O Caso FLORDELIS – SUSPENSÃO DE MANDATO PARLAMENTAR – PAPEL DA JUSTIÇA?

A Justiça do Rio decidiu suspender a Deputada Federal Flordelis, acusada de ser a mandante do assassinato do seu marido Anderson do Carmo, do exercício do seu mandato, determinando o encaminhamento do assunto à Câmara dos Deputados para que dê a palavra final, ao argumento de que havia “situações concretas que demonstram atos de Flordelis para atrapalhar a “busca pela verdade” no processo.”
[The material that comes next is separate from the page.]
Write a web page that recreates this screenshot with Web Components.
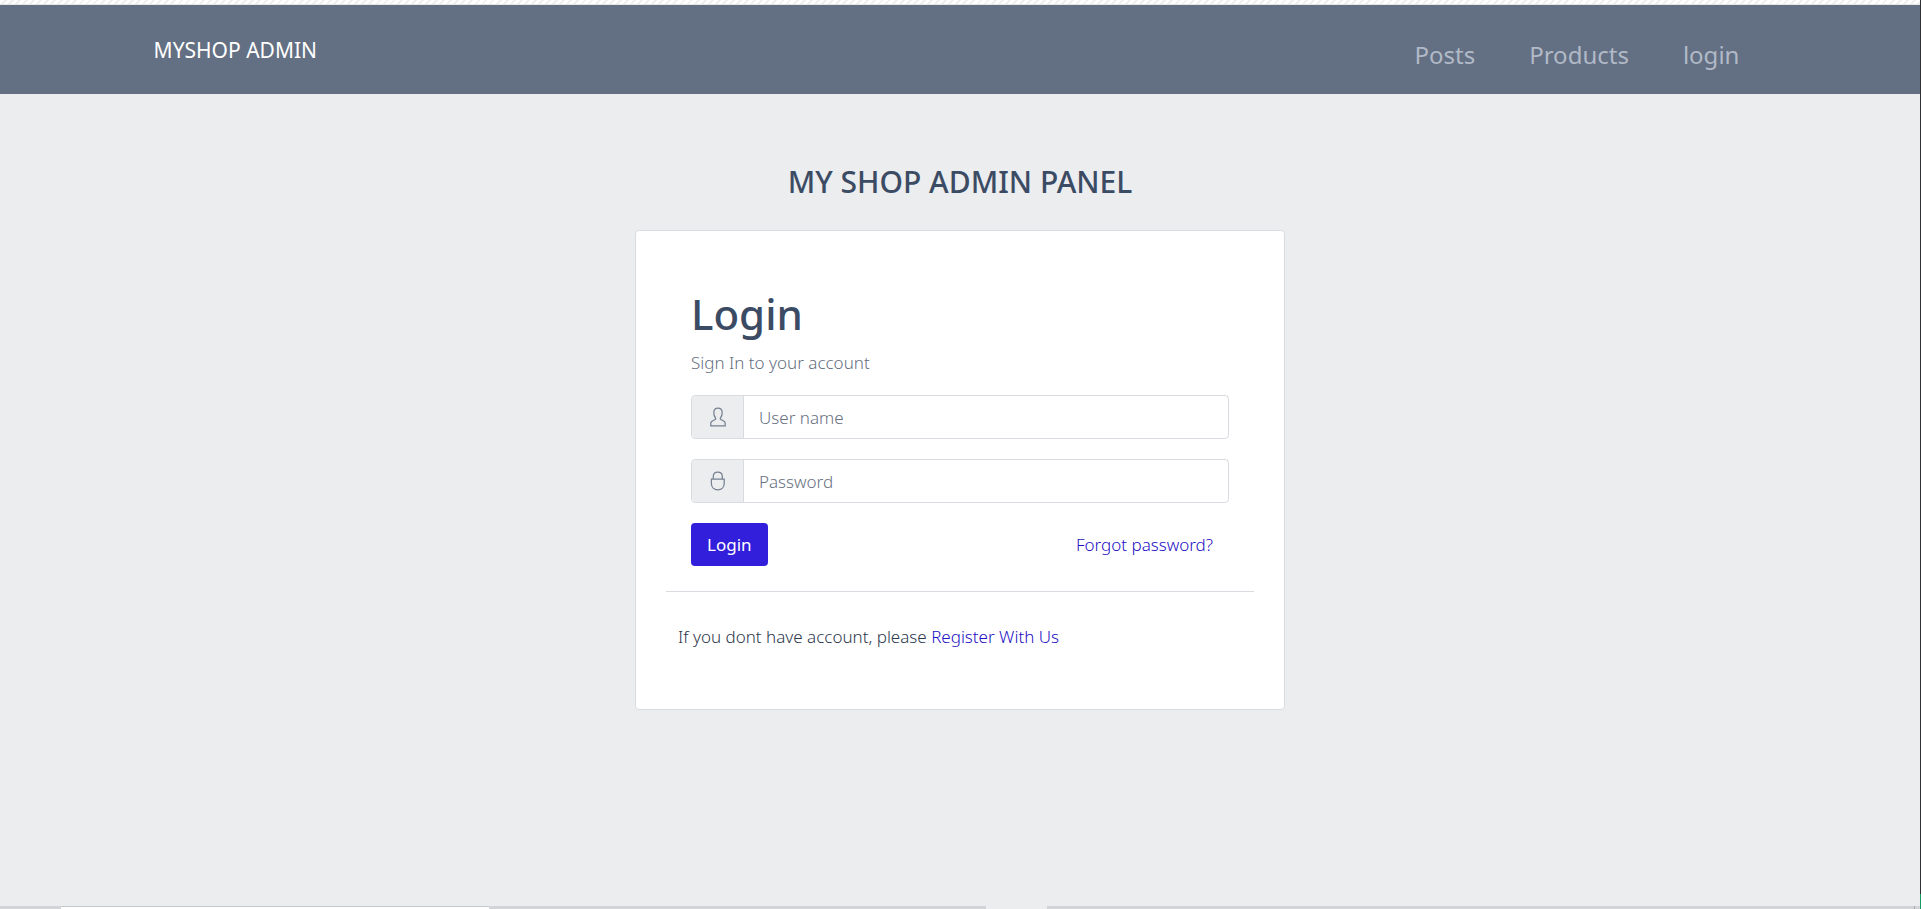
<!DOCTYPE html>
<html lang="en">
<head>
<meta charset="utf-8">
<meta name="viewport" content="width=device-width, initial-scale=1">
<title>MyShop Admin</title>
<style>
  html, body { margin: 0; }
  body {
    font-family: "Noto Sans", "Open Sans", sans-serif;
    font-size: 17px; line-height: 26px; color: #3c4b64; background: #ebedef;
  }
</style>
</head>
<body>
<app-shell>
  <site-header slot="header" brand="MYSHOP ADMIN">
    <nav-link href="#posts">Posts</nav-link>
    <nav-link href="#products">Products</nav-link>
    <nav-link href="#login">login</nav-link>
  </site-header>
  <login-panel heading="MY SHOP ADMIN PANEL"></login-panel>
  <window-edge slot="footer"></window-edge>
</app-shell>

<script>
const define = (name, html, setup) => {
  const template = document.createElement('template');
  template.innerHTML = html;
  customElements.define(name, class extends HTMLElement {
    constructor() {
      super();
      this.attachShadow({ mode: 'open' }).append(template.content.cloneNode(true));
    }
    connectedCallback() { if (setup) setup(this, this.shadowRoot); }
  });
};

define('app-shell', `
  <style>
    :host { display: flex; min-height: 100vh; }
    .page { flex: 1; min-width: 0; display: flex; flex-direction: column; }
    .top { height: 4px; border-bottom: 1px solid #e4e6e8;
      background: repeating-linear-gradient(135deg, #fff 0 3px, #eef0ec 3px 5px); }
    main { flex: 1; }
    .edge { width: 1px; background: linear-gradient(to top, #159a64 15px, #303134 15px); }
  </style>
  <div class="page">
    <div class="top"></div>
    <slot name="header"></slot>
    <main><slot></slot></main>
    <slot name="footer"></slot>
  </div>
  <div class="edge"></div>`);

define('site-header', `
  <style>
    :host { display: block; background: #636f83; }
    header { display: flex; justify-content: space-between; align-items: center;
      height: 89px; padding: 0 8%; }
    .brand { color: #fff; font-size: 21px; line-height: 32px; text-decoration: none; }
    nav { display: flex; padding-top: 10px; }
  </style>
  <header><a class="brand" href="#home"></a><nav><slot></slot></nav></header>`,
  (el, root) => { root.querySelector('.brand').textContent = el.getAttribute('brand'); });

define('nav-link', `
  <style>
    :host { display: block; }
    a { display: block; padding: 0 27px; font-size: 24px; line-height: 38px;
      color: #b1b9c7; text-decoration: none; }
  </style>
  <a><slot></slot></a>`,
  (el, root) => { root.querySelector('a').href = el.getAttribute('href'); });

define('icon-field', `
  <style>
    :host { display: block; }
    .group { display: flex; height: 42px; border: 1px solid #d8dbe0; border-radius: 4px;
      overflow: hidden; background: #fff; }
    label { width: 51px; display: grid; place-items: center; background: #ebedef;
      border-right: 1px solid #d8dbe0; color: #768192; }
    input { flex: 1; min-width: 0; border: 0; outline: 0; padding: 2px 15px 0; background: none;
      font: inherit; color: #5c6873; }
    input::placeholder { color: #68717f; opacity: 1; }
    svg { display: block; width: 18px; height: 20px; fill: none; stroke: currentColor; stroke-width: 1.25; }
  </style>
  <div class="group">
    <label for="field"><svg viewBox="0 0 18 20" aria-hidden="true"><path/></svg></label>
    <input id="field">
  </div>`,
  (el, root) => {
    const shapes = {
      user: 'M6.6 11.2C5.3 9.6 4.7 7.7 4.8 5.3C4.9 2.7 6.5 1.1 9 1.1S13.1 2.7 13.2 5.3C13.3 7.7 12.7 9.6 11.4 11.2V12.2L15 14.2C15.8 14.7 16.2 15.3 16.2 16.2V18.8H1.8V16.2C1.8 15.3 2.2 14.7 3 14.2L6.6 12.2Z',
      lock: 'M4.3 8V5.6C4.3 2.9 6.1 1.2 8.8 1.2S13.3 2.9 13.3 5.6V8M2.4 8H15.2V12.6C15.2 16.4 12.6 18.8 8.8 18.8S2.4 16.4 2.4 12.6Z'
    };
    root.querySelector('path').setAttribute('d', shapes[el.getAttribute('icon')]);
    const input = root.querySelector('input');
    input.type = el.getAttribute('type');
    input.placeholder = el.getAttribute('label');
    root.querySelector('label').setAttribute('aria-label', el.getAttribute('label'));
  });

define('text-link', `
  <style>
    :host { display: inline; }
    a { color: #2410c4; text-decoration: none; }
  </style>
  <a><slot></slot></a>`,
  (el, root) => { root.querySelector('a').href = el.getAttribute('href'); });

define('login-panel', `
  <style>
    :host { display: block; padding: 69px 16px 40px; }
    h1, h2, p { margin: 0; font-weight: 500; }
    h1 { font-size: 30px; line-height: 38px; text-align: center; margin-bottom: 29px; }
    .card { box-sizing: border-box; max-width: 650px; margin: 0 auto; padding: 57px 30px 59px;
      background: #fff; border: 1px solid #d8dbe0; border-radius: 4px; font-weight: 300; }
    form { padding: 0 25px; display: flex; flex-direction: column; }
    h2 { font-size: 42px; line-height: 52px; margin-bottom: 10px; }
    .lead { font-weight: 300; color: #656f80; margin-bottom: 19px; }
    icon-field { margin-bottom: 20px; }
    .actions { display: flex; justify-content: space-between; align-items: center; padding-right: 16px; }
    button { height: 43px; padding: 0 16px; border: 0; border-radius: 4px; background: #321fdb;
      color: #fff; font: inherit; font-weight: 400; }
    hr { border: 0; border-top: 1px solid #d8dbe0; margin: 25px 0 32px; }
    .join { font-weight: 300; padding: 0 12px; color: #2c384c; }
  </style>
  <h1></h1>
  <section class="card">
    <form>
      <h2>Login</h2>
      <p class="lead">Sign In to your account</p>
      <icon-field icon="user" type="text" label="User name"></icon-field>
      <icon-field icon="lock" type="password" label="Password"></icon-field>
      <div class="actions">
        <button type="button">Login</button>
        <text-link href="#forgot">Forgot password?</text-link>
      </div>
    </form>
    <hr>
    <p class="join">If you dont have account, please <text-link href="#register">Register With Us</text-link></p>
  </section>`,
  (el, root) => { root.querySelector('h1').textContent = el.getAttribute('heading'); });

define('window-edge', `
  <style>
    :host { display: grid; grid-template-columns: 61fr 428fr 497fr 61fr 867fr 1px 5px; height: 3px; background: #d2d4d7; }
    .tab { grid-column: 2; background: #fff; border-top: 1px solid #c4c8ca; }
    .gap { grid-column: 4; background: #ebedef; }
    .tick { grid-column: 6; background: #a9abae; }
  </style>
  <div class="tab"></div><div class="gap"></div><div class="tick"></div>`);
</script>
</body>
</html>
A decisão judicial se respaldou em parecer do Ministério Público, no sentido de que a parlamentar fazia uso do cargo para intimidar e para “cooptar benesses para sua pessoa e seu clã criminoso”. Nesse sentido, o advogado que representa a família do pastor também defendeu o afastamento, acusando a deputada de atrapalhar as investigações do caso, além de fazer menção aos nomes de testemunhas em redes sociais.

Os indícios noticiados pela imprensa no sentido da participação da parlamentar no crime induzem a uma desconfiança da sociedade na sua higidez moral para o desempenho do mandato que faz com que seja atual o velho ditado grego de que a mulher de César, além de ser honesta, tem que parecer honesta. Então, questiona-se quanto à representatividade da parlamentar para o desempenho do mandato quando sob seus ombros recai a desconfiança de grande parte da sociedade de que ela efetivamente participou de um ato doloso contra a vida.

Entretanto, muito embora a manutenção da Parlamentar nas suas funções cause revolta na população, será que caberia ao Judiciário o afastamento?

Nesse sentido, a Constituição preleciona no seu artigo 55 as hipóteses estritas de perda do mandato parlamentar, estabelecendo que perderá o mandato o Deputado ou Senador:

I – que infringir qualquer das proibições estabelecidas no artigo anterior (incompatibilidades)

II – cujo procedimento for declarado incompatível com o decoro parlamentar;

III – que deixar de comparecer, em cada sessão legislativa, à terça parte das sessões ordinárias da Casa a que pertencer, salvo licença ou missão por esta autorizada;

IV – que perder ou tiver suspensos os direitos políticos;

V – quando o decretar a Justiça Eleitoral, nos casos previstos nesta Constituição;

VI – que sofrer condenação criminal em sentença transitada em julgado. 

Ressalte-se que não há previsão de suspensão do mandato parlamentar no texto constitucional. Vê-se que nenhuma das hipóteses autorizativas do dispositivo constitucional se amolda ao caso da parlamentar.

E não seria o caso de quebra de decoro? Poderia em tese ser enquadrado, mas daí cabe à própria Casa Legislativa declarar comportamento incompatível com o decoro parlamentar.

E já teve precedentes de afastamento cautelar de parlamentar do cargo por decisão judicial? SIM, foi o caso do ex-Deputado Eduardo Cunha, que teve o afastamento determinado cautelarmente pelo então Ministro do STF Teori Zvascki, no bojo de uma ação criminal, que também não tinha ainda sentença transitada em julgado. Posteriormente, o afastamento de Cunha foi confirmado pelo Conselho de Ética.

Ademais, interessante realçar que o processo criminal da Parlamentar não conta com foro especial no STF, por ter se considerado que os fatos em análise não guardam relação com o exercício do mandato. Ao mesmo tempo, de forma contraditória, entendeu-se que o exercício do mandato pela parlamentar prejudicaria a instrução do processo e foi nesse argumento que se calcou a Justiça do Rio para determinar o afastamento.

O jurista Ives Gandra Martins opina que o afastamento deveria ser avaliado pela Câmara dos Deputados, e não pelo Judiciário. Entretanto, a Casa não o fez, a despeito de o crime já ter ocorrido há mais de 01 (um) ano.

Com esses dois precedentes, de afastamento do mandato parlamentar por parte do Judiciário, a pergunta que fica é: a Justiça está sendo ativista ou o Legislativo está sendo omissos nas suas funções institucionais?

Marilene Matos, Professora de Direito Constitucional, Advogada e Presidente da Comissão Nacional de Direito Administrativo.